Analysis of Operator T:
Let's use the same sequence of basis vectors, \(\{e_n\}\).
\(T(e_n)\) will be \(e_n\) if n is even, and the zero vector if n is odd.
Consider the subsequence of even-indexed basis vectors: \(\{e_{2k}\}_{k=1}^\infty\). This is a bounded set.
The image under T is \(T(e_{2k}) = e_{2k}\).
The image sequence is \(\{e_2, e_4, e_6, ......\}\).

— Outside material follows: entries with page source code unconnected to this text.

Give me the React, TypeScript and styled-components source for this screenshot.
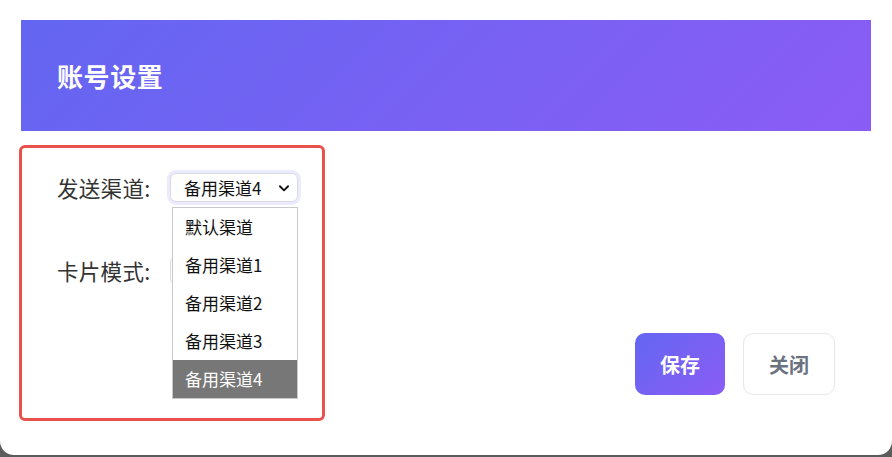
import React from "react";
import styled, { createGlobalStyle } from "styled-components";

const Global = createGlobalStyle`
  html, body { margin: 0; padding: 0; }
  body {
    background: #5c5c5c;
    font-family: "Noto Sans CJK SC", "Noto Sans", "Liberation Sans", sans-serif;
    width: 892px;
    height: 457px;
    overflow: hidden;
  }
`;

const Modal = styled.div`
  box-sizing: border-box;
  width: 892px;
  height: 455px;
  background: #ffffff;
  border-radius: 0 0 14px 14px;
  padding: 20px 21px 0 19px;
`;

const Header = styled.div`
  height: 111px;
  margin-left: 2px;
  background: linear-gradient(135deg, #6366f1 0%, #8b5cf6 100%);
  display: flex;
  align-items: center;
  padding-left: 36px;
`;

const Title = styled.h2`
  margin: 0;
  color: #ffffff;
  font-size: 26px;
  font-weight: 700;
  letter-spacing: 0.6px;
`;

const Body = styled.div`
  display: flex;
  margin-top: 14px;
`;

const Highlight = styled.div`
  position: relative;
  box-sizing: border-box;
  width: 306px;
  height: 276px;
  border: 3px solid #e8524a;
  border-radius: 6px;
  padding: 24px 0 0 35px;
  display: flex;
  flex-direction: column;
  gap: 52px;
`;

const Row = styled.div`
  display: flex;
  align-items: center;
  gap: 10px;
`;

const Label = styled.span`
  font-size: 21.5px;
  color: #333333;
  width: 103px;
  white-space: nowrap;
  letter-spacing: 0.3px;
`;

const SelectBox = styled.div<{ $focused?: boolean }>`
  box-sizing: border-box;
  width: 128px;
  height: 29px;
  border: 1px solid #d9dbe3;
  border-radius: 6px;
  background: #fff;
  box-shadow: ${(p) => (p.$focused ? "0 0 0 3px #ebebfd" : "none")};
  display: flex;
  align-items: center;
  justify-content: space-between;
  padding: 0 6px 0 13px;
  font-size: 17px;
  color: #111;
`;

const Chevron = styled.svg`
  width: 14px;
  height: 14px;
`;

const Menu = styled.ul`
  position: absolute;
  left: 150px;
  top: 59px;
  box-sizing: border-box;
  width: 126px;
  margin: 0;
  padding: 0;
  list-style: none;
  background: #fff;
  border: 1px solid #c9c9c9;
`;

const Option = styled.li<{ $active?: boolean }>`
  height: 38px;
  line-height: 38px;
  padding-left: 12px;
  font-size: 17px;
  color: ${(p) => (p.$active ? "#ffffff" : "#111111")};
  background: ${(p) => (p.$active ? "#777777" : "transparent")};
`;

const Actions = styled.div`
  flex: 1;
  display: flex;
  justify-content: flex-end;
  gap: 18px;
  padding-right: 36px;
  margin-top: 188px;
  align-self: flex-start;
`;

const Button = styled.button<{ $primary?: boolean }>`
  box-sizing: border-box;
  height: 62px;
  width: ${(p) => (p.$primary ? "90px" : "92px")};
  border-radius: 10px;
  font-family: inherit;
  font-size: 20px;
  font-weight: 700;
  cursor: pointer;
  border: ${(p) => (p.$primary ? "none" : "1px solid #e5e7eb")};
  background: ${(p) =>
    p.$primary ? "linear-gradient(135deg, #6366f1 0%, #8b5cf6 100%)" : "#ffffff"};
  color: ${(p) => (p.$primary ? "#ffffff" : "#6b7280")};
`;

const options = ["默认渠道", "备用渠道1", "备用渠道2", "备用渠道3", "备用渠道4"];

export default function App() {
  return (
    <>
      <Global />
      <Modal>
        <Header>
          <Title>账号设置</Title>
        </Header>
        <Body>
          <Highlight>
            <Row>
              <Label>发送渠道:</Label>
              <SelectBox $focused>
                <span>备用渠道4</span>
                <Chevron viewBox="0 0 24 24" fill="none" stroke="#111" strokeWidth="3.2" strokeLinecap="round" strokeLinejoin="round">
                  <path d="M5 9l7 7 7-7" />
                </Chevron>
              </SelectBox>
            </Row>
            <Row>
              <Label>卡片模式:</Label>
              <SelectBox />
            </Row>
            <Menu>
              {options.map((o) => (
                <Option key={o} $active={o === "备用渠道4"}>
                  {o}
                </Option>
              ))}
            </Menu>
          </Highlight>
          <Actions>
            <Button $primary>保存</Button>
            <Button>关闭</Button>
          </Actions>
        </Body>
      </Modal>
    </>
  );
}
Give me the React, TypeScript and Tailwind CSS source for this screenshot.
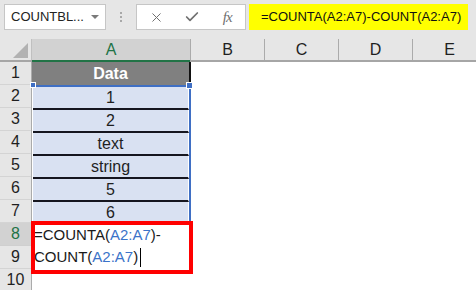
import { X, Check } from "lucide-react";

const font = { fontFamily: '"Liberation Sans", Arial, sans-serif' };

const values = ["1", "2", "text", "string", "5", "6"];
const otherCols = ["B", "C", "D", "E"];

function Ref({ children }: { children: string }) {
  return <span className="text-[#3b73c9]">{children}</span>;
}

export default function App() {
  return (
    <div className="w-[476px] h-[290px] overflow-hidden bg-white text-[#1f1f1f]" style={font}>
      {/* formula bar */}
      <div className="h-[39px] bg-[#e6e6e6] flex items-start pt-[4px] pl-[4px]">
        <div className="w-[102px] h-[26px] bg-white border border-[#c6c6c6] flex items-center pl-[6px] pr-[6px] text-[13px] text-[#222]">
          <span className="flex-1">COUNTBL...</span>
          <span className="w-0 h-0 border-l-[4px] border-r-[4px] border-t-[4px] border-l-transparent border-r-transparent border-t-[#7a7a7a]" />
        </div>
        <div className="w-[30px] h-[26px] flex flex-col items-center justify-center gap-[2px]">
          <span className="w-[2px] h-[2px] bg-[#a8a8a8]" />
          <span className="w-[2px] h-[2px] bg-[#a8a8a8]" />
          <span className="w-[2px] h-[2px] bg-[#a8a8a8]" />
        </div>
        <div className="w-[110px] h-[26px] bg-white border border-[#c6c6c6] flex items-center text-[#707070]">
          <div className="w-[37px] flex justify-center pl-[2px]">
            <X size={15} strokeWidth={1.6} />
          </div>
          <div className="w-[36px] flex justify-center">
            <Check size={16} strokeWidth={2.6} />
          </div>
          <div className="w-[36px] flex justify-center">
            <span className="italic text-[15px] tracking-[-1px]" style={{ fontFamily: '"Liberation Serif", serif' }}>
              fx
            </span>
          </div>
        </div>
        <div className="ml-[3px] w-[219px] h-[26px] bg-[#ffff00] flex items-center pl-[12px] text-[13px] text-[#111]">
          =COUNTA(A2:A7)-COUNT(A2:A7)
        </div>
      </div>

      {/* column headers */}
      <div className="flex h-[23px] border-b-2 border-[#a6a6a6] text-[16px]">
        <div className="w-[32px] h-[21px] shrink-0 bg-[#e6e6e6] border-r border-[#c0c0c0] flex items-end justify-end pr-[3px] pb-[2px]">
          <svg width="15" height="15" viewBox="0 0 15 15" className="block shrink-0">
            <path d="M15 0 L15 15 L0 15 Z" fill="#8f8f8f" fillOpacity="0.6" />
          </svg>
        </div>
        <div className="w-[159px] shrink-0 bg-[#d2d2d2] border-r border-[#ababab] flex items-center justify-center text-[#217346] relative">
          A
          <span className="absolute left-0 right-0 bottom-[-2px] h-[2px] bg-[#217346]" />
        </div>
        {otherCols.map(c => (
          <div key={c} className="w-[74px] shrink-0 bg-[#e6e6e6] border-r border-[#ababab] flex items-center justify-center">
            {c}
          </div>
        ))}
      </div>

      {/* body */}
      <div className="flex text-[16px]">
        <div className="w-[32px] shrink-0 bg-[#e6e6e6] border-r border-[#ababab] flex flex-col">
          {[1, 2, 3, 4, 5, 6, 7, 8, 9, 10].map(n => (
            <div
              key={n}
              className={
                n === 8
                  ? "h-[23px] shrink-0 border-b border-[#cfcfcf] bg-[#d2d2d2] flex items-center justify-center text-[#217346]"
                  : "h-[23px] shrink-0 border-b border-[#d4d4d4] flex items-center justify-center"
              }
            >
              {n}
            </div>
          ))}
        </div>

        <div className="w-[159px] shrink-0 flex flex-col">
          <div className="h-[23px] bg-[#808080] border-r-2 border-[#111] flex items-center justify-center text-white font-bold">
            Data
          </div>
          <div className="relative border-t-2 border-[#3f6fc4] border-l border-l-white border-r-2 border-r-[#3f6fc4] flex flex-col">
            <span className="absolute -left-[3px] -top-[5px] w-[6px] h-[6px] bg-[#3f6fc4] border border-white" />
            <span className="absolute -right-[4px] -top-[5px] w-[7px] h-[7px] bg-[#3f6fc4] border border-white" />
            {values.map((v, i) => (
              <div
                key={v}
                className={
                  i < 5
                    ? "h-[23px] bg-[#d9e1f2] border-b-2 border-[#15151f] border-r border-r-white flex items-center justify-center"
                    : "h-[21px] bg-[#d9e1f2] border-r border-r-white flex items-center justify-center"
                }
              >
                {v}
              </div>
            ))}
          </div>
          <div className="relative h-[46px] bg-white pl-[2px] text-[15px] leading-[22px] pt-[1px] text-[#1a1a1a]">
            <span className="absolute -left-[1px] -top-[2px] -right-[2px] -bottom-[5px] border-[4px] border-[#ff0000]" />
            <div>
              =COUNTA(<Ref>A2:A7</Ref>)-
            </div>
            <div className="flex items-center">
              COUNT(<Ref>A2:A7</Ref>)
              <span className="ml-[2px] w-px h-[19px] bg-black" />
            </div>
          </div>
        </div>

        <div className="flex-1 bg-white" />
      </div>
    </div>
  );
}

Let's compute the distance between distinct elements in this image sequence: \[ ||T(e_{2k}) - T(e_{2j})||_2 = ||e_{2k} - e_{2j}||_2 = \sqrt{2} \quad (\text{for } k \neq j) \] Again, no subsequence can be Cauchy, so the sequence has no convergent subsequence. The image of the bounded set \(\{e_{2k}\}\) is not precompact. Thus, T is NOT a compact linear map.
Step 4: Final Answer:
NEITHER S NOR T is a compact linear map.
Step 5: Why This is Correct:
For both operators S and T, we found a bounded sequence (a subset of the orthonormal basis) whose image is not precompact. The image sequence consists of vectors that are all a fixed distance \(\sqrt{2}\) apart, which prevents any subsequence from converging. This property directly shows that neither operator is compact.